What are the salient features of the bill?

  • Reducing role of MSP: The farm laws open the field to an alternate set of markets/private yards, where the buyer will have no statutory obligation to pay the minimum support price (MSP).
  • No fee: Markets/private yards will not be charged any market fee/levy. The agricultural sector will see the gradual shifting of trade from the APMC mandis to these private yards.
  • Reduce APMC role: The shifting of trade to avoid payment of any levy/market fee by private players and the Food Corporation of India (FCI) will eventually witness the redundancy of the APMC mandis, leaving the famers at the mercy of the corporate sharks.
  • Exclude the jurisdiction of the civil court: It will leave the farmers remediless and with no independent medium of dispute redressal mechanism. The farm laws empower the Sub-Divisional Authority (executive) to adjudicate on disputes between the farmers and traders.
  • Increased bureaucracy: The increased bureaucratic control over the adjudication of disputes between the farmers and corporate players will open the floodgates for corruption and rent-seeking.

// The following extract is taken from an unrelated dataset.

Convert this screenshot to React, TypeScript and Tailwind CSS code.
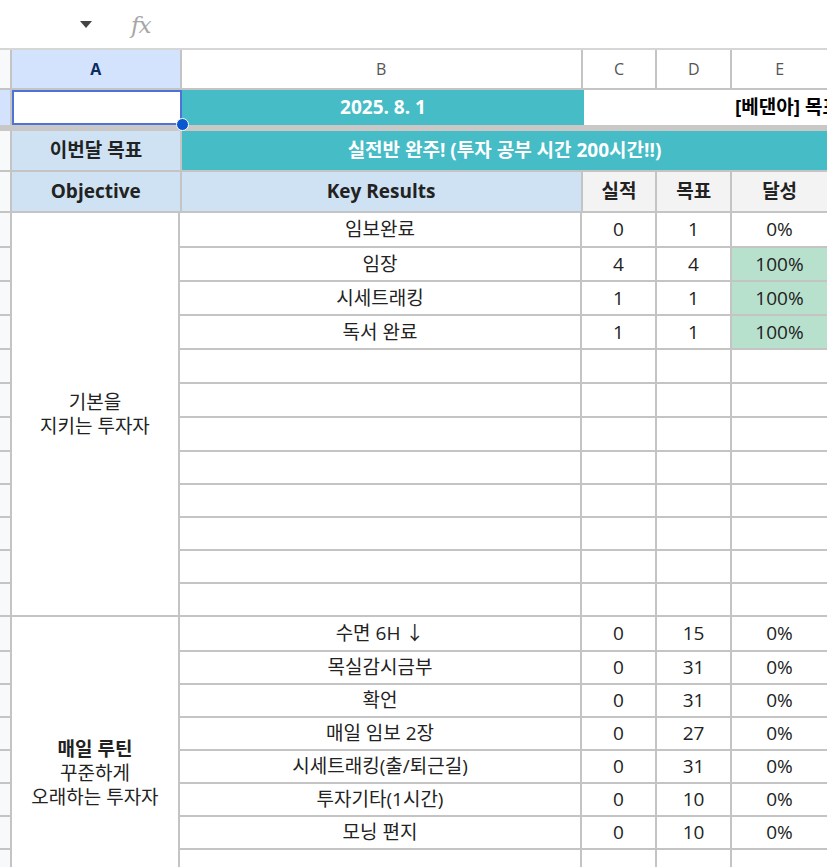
import React from "react";

type DataRow = {
  kr: string;
  actual: string;
  goal: string;
  pct: string;
  done?: boolean;
  h: string;
};

const basicRows: DataRow[] = [
  { kr: "임보완료", actual: "0", goal: "1", pct: "0%", h: "h-[35px]" },
  { kr: "임장", actual: "4", goal: "4", pct: "100%", done: true, h: "h-[34px]" },
  { kr: "시세트래킹", actual: "1", goal: "1", pct: "100%", done: true, h: "h-[34px]" },
  { kr: "독서 완료", actual: "1", goal: "1", pct: "100%", done: true, h: "h-[34px]" },
  { kr: "", actual: "", goal: "", pct: "", h: "h-[34px]" },
  { kr: "", actual: "", goal: "", pct: "", h: "h-[34px]" },
  { kr: "", actual: "", goal: "", pct: "", h: "h-[34px]" },
  { kr: "", actual: "", goal: "", pct: "", h: "h-[33px]" },
  { kr: "", actual: "", goal: "", pct: "", h: "h-[33px]" },
  { kr: "", actual: "", goal: "", pct: "", h: "h-[33px]" },
  { kr: "", actual: "", goal: "", pct: "", h: "h-[33px]" },
  { kr: "", actual: "", goal: "", pct: "", h: "h-[33px]" },
];

const routineRows: DataRow[] = [
  { kr: "수면 6H ↓", actual: "0", goal: "15", pct: "0%", h: "h-[35px]" },
  { kr: "목실감시금부", actual: "0", goal: "31", pct: "0%", h: "h-[33px]" },
  { kr: "확언", actual: "0", goal: "31", pct: "0%", h: "h-[33px]" },
  { kr: "매일 임보 2장", actual: "0", goal: "27", pct: "0%", h: "h-[33px]" },
  { kr: "시세트래킹(출/퇴근길)", actual: "0", goal: "31", pct: "0%", h: "h-[33px]" },
  { kr: "투자기타(1시간)", actual: "0", goal: "10", pct: "0%", h: "h-[33px]" },
  { kr: "모닝 편지", actual: "0", goal: "10", pct: "0%", h: "h-[33px]" },
  { kr: "", actual: "", goal: "", pct: "", h: "h-[33px]" },
  { kr: "", actual: "", goal: "", pct: "", h: "h-[33px]" },
];

function Row({ row }: { row: DataRow }) {
  return (
    <div className={`flex ${row.h} border-b-2 border-[#c4c4c4]`}>
      <div className="flex w-[402px] items-center justify-center border-r-2 border-[#c4c4c4]">
        {row.kr}
      </div>
      <div className="flex w-[75px] items-center justify-center border-r-2 border-[#c4c4c4]">
        {row.actual}
      </div>
      <div className="flex w-[75px] items-center justify-center border-r-2 border-[#c4c4c4]">
        {row.goal}
      </div>
      <div
        className={`flex w-[95px] items-center justify-center ${
          row.done ? "bg-[#b7e1cd]" : ""
        }`}
      >
        {row.pct}
      </div>
    </div>
  );
}

function Group({
  rows,
  objective,
  aHeight,
}: {
  rows: DataRow[];
  objective: React.ReactNode;
  aHeight?: string;
}) {
  return (
    <div className="flex items-start">
      <div className="flex w-[12px] flex-col border-r-2 border-[#c4c4c4]">
        {rows.map((row, i) => (
          <div className={`${row.h} border-b-2 border-[#c4c4c4] bg-[#f8f9fa]`} key={i} />
        ))}
      </div>
      <div
        className={`flex w-[170px] items-center justify-center self-stretch border-r-2 border-b-2 border-[#c4c4c4] text-center leading-[24px] ${
          aHeight ?? ""
        }`}
      >
        {objective}
      </div>
      <div className="flex flex-col">
        {rows.map((row, i) => (
          <Row key={i} row={row} />
        ))}
      </div>
    </div>
  );
}

export default function App() {
  return (
    <main className="h-[867px] w-[827px] overflow-hidden bg-white font-['Open_Sans','Noto_Sans_CJK_KR',sans-serif] text-[19px] text-[#222]">
      {/* formula bar */}
      <div className="flex h-[50px] border-b-2 border-[#d6d6d6]">
        <div className="flex w-[113px] items-center justify-end pr-[21px]">
          <svg width="12" height="7" viewBox="0 0 12 7">
            <polygon points="0,0 12,0 6,7" fill="#444" />
          </svg>
        </div>
        <div className="flex flex-1 items-center pl-[18px] pt-[3px]">
          <span className="font-['DejaVu_Serif',serif] text-[23px] italic tracking-[-1px] text-[#a6a6a6]">
            fx
          </span>
        </div>
      </div>

      {/* column headers */}
      <div className="flex h-[40px] border-b-2 border-[#c4c4c4] text-[16px] text-[#555]">
        <div className="w-[12px] border-r-2 border-[#c4c4c4] bg-[#f8f9fa]" />
        <div className="flex w-[170px] items-center justify-center border-r-2 border-[#c4c4c4] bg-[#d3e3fd] font-bold text-[#0b2c5c]">
          A
        </div>
        <div className="flex w-[402px] items-center justify-center border-r-2 border-[#c4c4c4]">
          B
        </div>
        <div className="flex w-[75px] items-center justify-center border-r-2 border-[#c4c4c4]">
          C
        </div>
        <div className="flex w-[75px] items-center justify-center border-r-2 border-[#c4c4c4]">
          D
        </div>
        <div className="flex w-[95px] items-center justify-center">E</div>
      </div>

      {/* row 1 */}
      <div className="flex h-[35px]">
        <div className="w-[12px] border-r-2 border-[#c4c4c4] bg-[#d3e3fd]" />
        <div className="relative w-[170px] border-2 border-[#4d73d9] bg-white">
          <span className="absolute -bottom-[8px] -right-[9px] h-[13px] w-[13px] rounded-full border border-white bg-[#0b57d0]" />
        </div>
        <div className="flex w-[402px] items-center justify-center bg-[#45bcc6] font-bold text-white">
          2025. 8. 1
        </div>
        <div className="flex flex-1 items-center overflow-hidden whitespace-nowrap pl-[151px] font-bold text-black">
          [베댄아] 목표
        </div>
      </div>

      {/* frozen divider */}
      <div className="h-[6px] bg-[#cac7c7]" />

      {/* row 2 */}
      <div className="flex h-[41px] border-b-2 border-[#c4c4c4]">
        <div className="w-[12px] border-r-2 border-[#c4c4c4] bg-[#f8f9fa]" />
        <div className="flex w-[170px] items-center justify-center border-r-2 border-[#c4c4c4] bg-[#cfe2f3] font-bold">
          이번달 목표
        </div>
        <div className="flex flex-1 items-center justify-center bg-[#45bcc6] font-bold text-white">
          실전반 완주! (투자 공부 시간 200시간!!)
        </div>
      </div>

      {/* row 3 */}
      <div className="flex h-[41px] border-b-2 border-[#c4c4c4] font-bold">
        <div className="w-[12px] border-r-2 border-[#c4c4c4] bg-[#f8f9fa]" />
        <div className="flex w-[170px] items-center justify-center border-r-2 border-[#c4c4c4] bg-[#cfe2f3]">
          Objective
        </div>
        <div className="flex w-[402px] items-center justify-center border-r-2 border-[#c4c4c4] bg-[#cfe2f3]">
          Key Results
        </div>
        <div className="flex w-[75px] items-center justify-center border-r-2 border-[#c4c4c4] bg-[#f3f3f3]">
          실적
        </div>
        <div className="flex w-[75px] items-center justify-center border-r-2 border-[#c4c4c4] bg-[#f3f3f3]">
          목표
        </div>
        <div className="flex w-[95px] items-center justify-center bg-[#f3f3f3]">
          달성
        </div>
      </div>

      <Group
        rows={basicRows}
        objective={
          <div>
            기본을
            <br />
            지키는 투자자
          </div>
        }
      />
      <Group
        rows={routineRows}
        aHeight="h-[313px]"
        objective={
          <div>
            <span className="font-bold">매일 루틴</span>
            <br />
            꾸준하게
            <br />
            오래하는 투자자
          </div>
        }
      />
    </main>
  );
}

How the bills are anti-farmers?

  • There are several pro-corporate and perceived anti-farmer provisions in the farm laws.
  • The global experience across agricultural markets demonstrates that corporatisation of agriculture without a concomitant security net in the form of an assured payment guarantee to the farmers results in the exploitation of farmers at the hands of big business.
  • The primary cause for concern is the systematic dismantling of the APMC mandis which have stood the test of time and have provided farmers the remuneration to keep themselves afloat.

What needs to be done?

  • The legality of laws should be expeditiously decided by the Supreme Court to halt the central government’s repeated encroachment on states’ rights.
  • There is need of robust system to annually re-calculate the MSP keeping in mind the rising input costs of diesel, fertilisers, etc to make farming a viable and lucrative vocation.
  • A statutory regulator in the field of agriculture akin to regulators in other fields would fill the gap to address information access and market distortions.

The three legislative nails in the farmer’s aspirations might lead to a bitter harvest.